> [Work to do]
Identify the lines that contain the word "page" and copy each one.

> [Raw data]
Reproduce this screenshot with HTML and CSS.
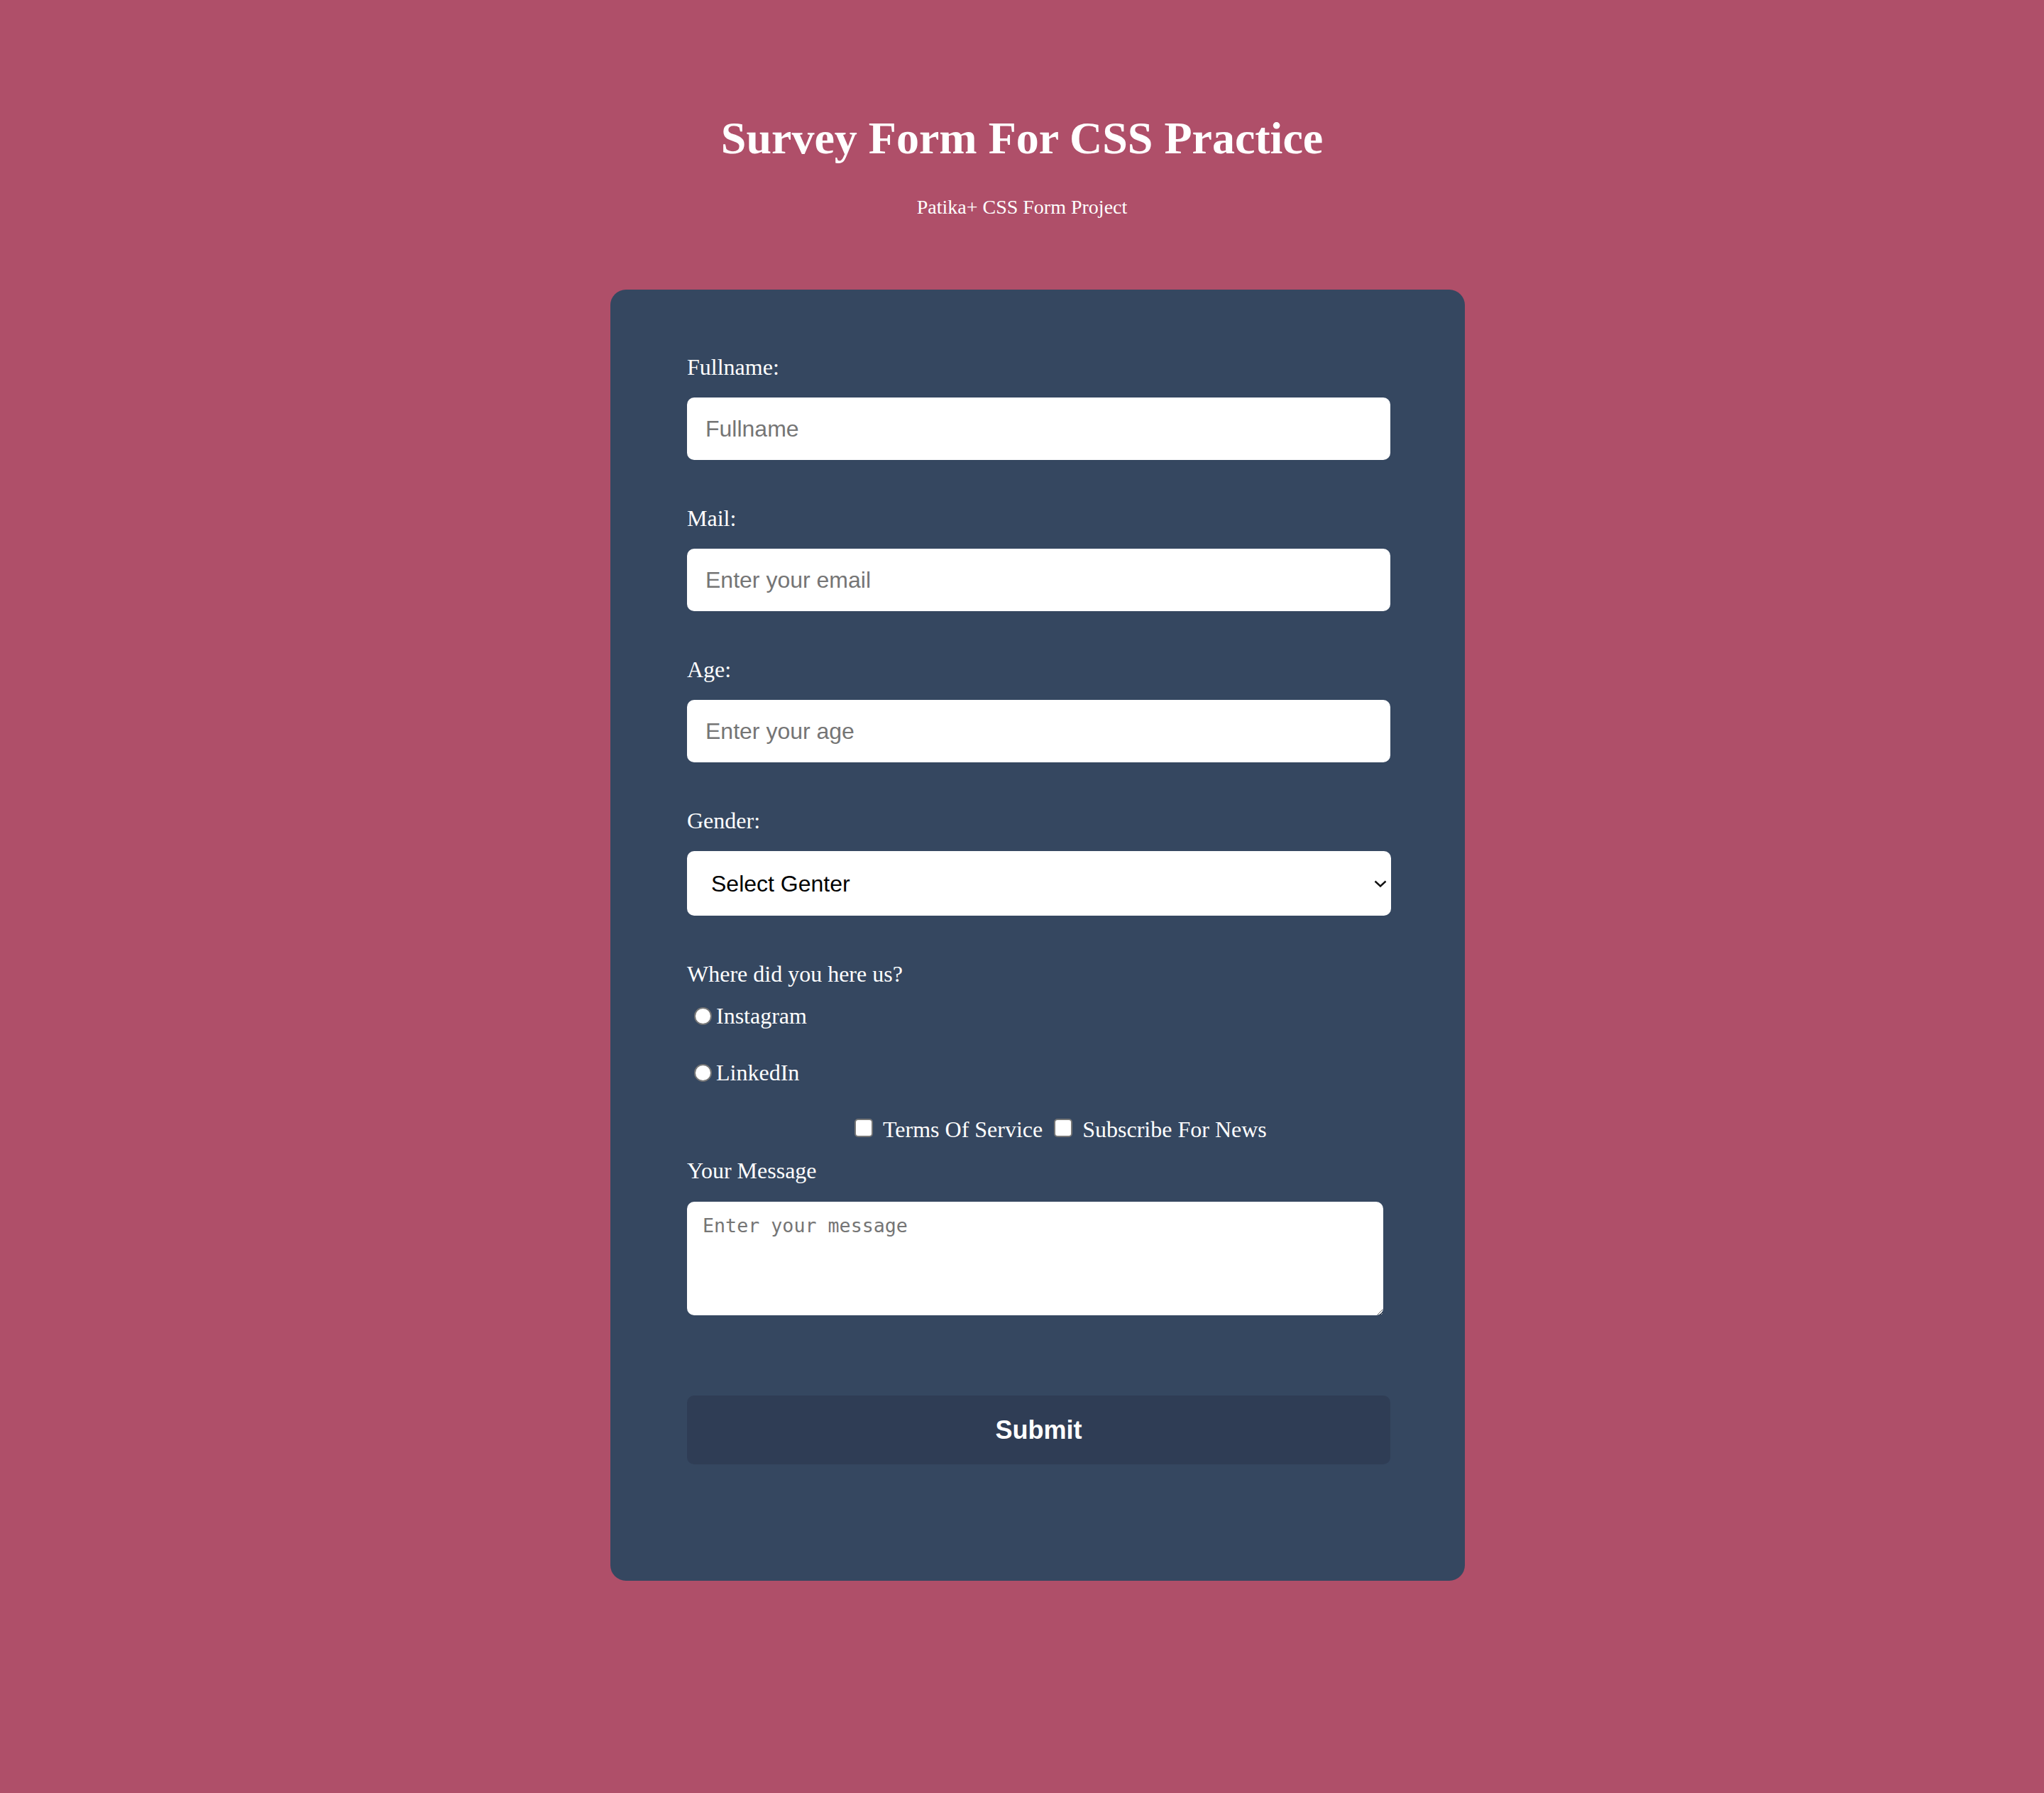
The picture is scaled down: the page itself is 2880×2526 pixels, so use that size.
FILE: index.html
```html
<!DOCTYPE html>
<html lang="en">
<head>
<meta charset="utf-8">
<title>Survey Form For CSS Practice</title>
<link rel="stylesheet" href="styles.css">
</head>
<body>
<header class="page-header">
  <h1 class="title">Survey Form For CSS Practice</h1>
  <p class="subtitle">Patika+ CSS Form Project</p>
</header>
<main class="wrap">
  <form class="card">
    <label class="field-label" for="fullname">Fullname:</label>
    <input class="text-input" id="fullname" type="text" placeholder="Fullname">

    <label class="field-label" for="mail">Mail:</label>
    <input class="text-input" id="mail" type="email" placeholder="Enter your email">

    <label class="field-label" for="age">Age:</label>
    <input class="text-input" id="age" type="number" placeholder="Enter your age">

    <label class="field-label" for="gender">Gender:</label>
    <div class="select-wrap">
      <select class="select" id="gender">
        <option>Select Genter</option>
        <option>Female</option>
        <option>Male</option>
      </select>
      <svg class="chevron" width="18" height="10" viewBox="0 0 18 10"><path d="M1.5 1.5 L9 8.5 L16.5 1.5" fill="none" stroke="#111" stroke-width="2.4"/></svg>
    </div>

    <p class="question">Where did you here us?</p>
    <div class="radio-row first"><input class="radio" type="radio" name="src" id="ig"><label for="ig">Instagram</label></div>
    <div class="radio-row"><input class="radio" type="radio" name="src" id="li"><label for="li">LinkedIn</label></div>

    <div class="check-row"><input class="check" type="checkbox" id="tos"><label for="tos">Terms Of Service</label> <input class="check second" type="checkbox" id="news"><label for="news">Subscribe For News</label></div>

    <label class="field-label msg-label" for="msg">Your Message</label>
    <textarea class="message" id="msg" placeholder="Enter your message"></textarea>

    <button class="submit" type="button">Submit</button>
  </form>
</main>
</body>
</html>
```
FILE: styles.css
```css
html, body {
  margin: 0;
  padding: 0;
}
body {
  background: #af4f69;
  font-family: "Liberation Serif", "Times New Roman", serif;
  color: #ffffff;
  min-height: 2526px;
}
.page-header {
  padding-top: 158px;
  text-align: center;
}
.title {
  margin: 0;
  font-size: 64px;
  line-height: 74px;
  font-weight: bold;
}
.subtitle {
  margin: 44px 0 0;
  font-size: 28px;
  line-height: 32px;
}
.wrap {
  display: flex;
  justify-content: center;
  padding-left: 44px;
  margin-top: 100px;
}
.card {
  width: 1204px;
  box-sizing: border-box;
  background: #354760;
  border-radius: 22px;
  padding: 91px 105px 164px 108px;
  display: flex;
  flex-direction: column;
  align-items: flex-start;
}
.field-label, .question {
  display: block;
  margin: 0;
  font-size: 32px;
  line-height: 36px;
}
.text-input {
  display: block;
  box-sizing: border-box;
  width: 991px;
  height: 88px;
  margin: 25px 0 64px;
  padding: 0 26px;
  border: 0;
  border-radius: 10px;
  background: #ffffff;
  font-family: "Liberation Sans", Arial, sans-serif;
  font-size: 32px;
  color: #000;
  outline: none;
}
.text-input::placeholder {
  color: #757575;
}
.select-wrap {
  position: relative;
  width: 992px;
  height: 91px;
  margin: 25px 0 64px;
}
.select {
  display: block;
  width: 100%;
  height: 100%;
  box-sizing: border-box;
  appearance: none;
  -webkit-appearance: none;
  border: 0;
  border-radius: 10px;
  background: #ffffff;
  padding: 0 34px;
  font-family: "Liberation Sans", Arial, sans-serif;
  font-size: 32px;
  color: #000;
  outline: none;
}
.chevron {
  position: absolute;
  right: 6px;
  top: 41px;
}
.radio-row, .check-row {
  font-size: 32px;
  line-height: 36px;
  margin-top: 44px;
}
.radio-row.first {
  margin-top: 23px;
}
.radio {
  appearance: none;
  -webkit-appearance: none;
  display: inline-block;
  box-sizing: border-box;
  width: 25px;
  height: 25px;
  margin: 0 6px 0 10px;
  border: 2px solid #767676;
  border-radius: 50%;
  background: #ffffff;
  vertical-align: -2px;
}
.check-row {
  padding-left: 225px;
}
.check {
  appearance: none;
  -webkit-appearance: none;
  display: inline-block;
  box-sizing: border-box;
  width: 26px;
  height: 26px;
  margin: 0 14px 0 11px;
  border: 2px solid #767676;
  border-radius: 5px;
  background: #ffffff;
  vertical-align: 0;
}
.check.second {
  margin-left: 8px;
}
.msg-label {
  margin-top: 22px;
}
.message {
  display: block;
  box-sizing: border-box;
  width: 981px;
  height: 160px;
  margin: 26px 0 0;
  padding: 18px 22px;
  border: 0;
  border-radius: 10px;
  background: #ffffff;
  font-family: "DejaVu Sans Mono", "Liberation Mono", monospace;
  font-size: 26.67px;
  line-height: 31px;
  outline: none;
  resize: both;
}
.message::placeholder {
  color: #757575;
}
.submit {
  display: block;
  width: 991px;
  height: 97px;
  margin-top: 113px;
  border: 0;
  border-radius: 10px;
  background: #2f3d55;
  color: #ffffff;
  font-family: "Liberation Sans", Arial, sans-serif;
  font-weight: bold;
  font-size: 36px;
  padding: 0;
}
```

> [Answer to this exercise]
The picture is scaled down: the page itself is 2880×2526 pixels, so use that size.
<header class="page-header">
.page-header {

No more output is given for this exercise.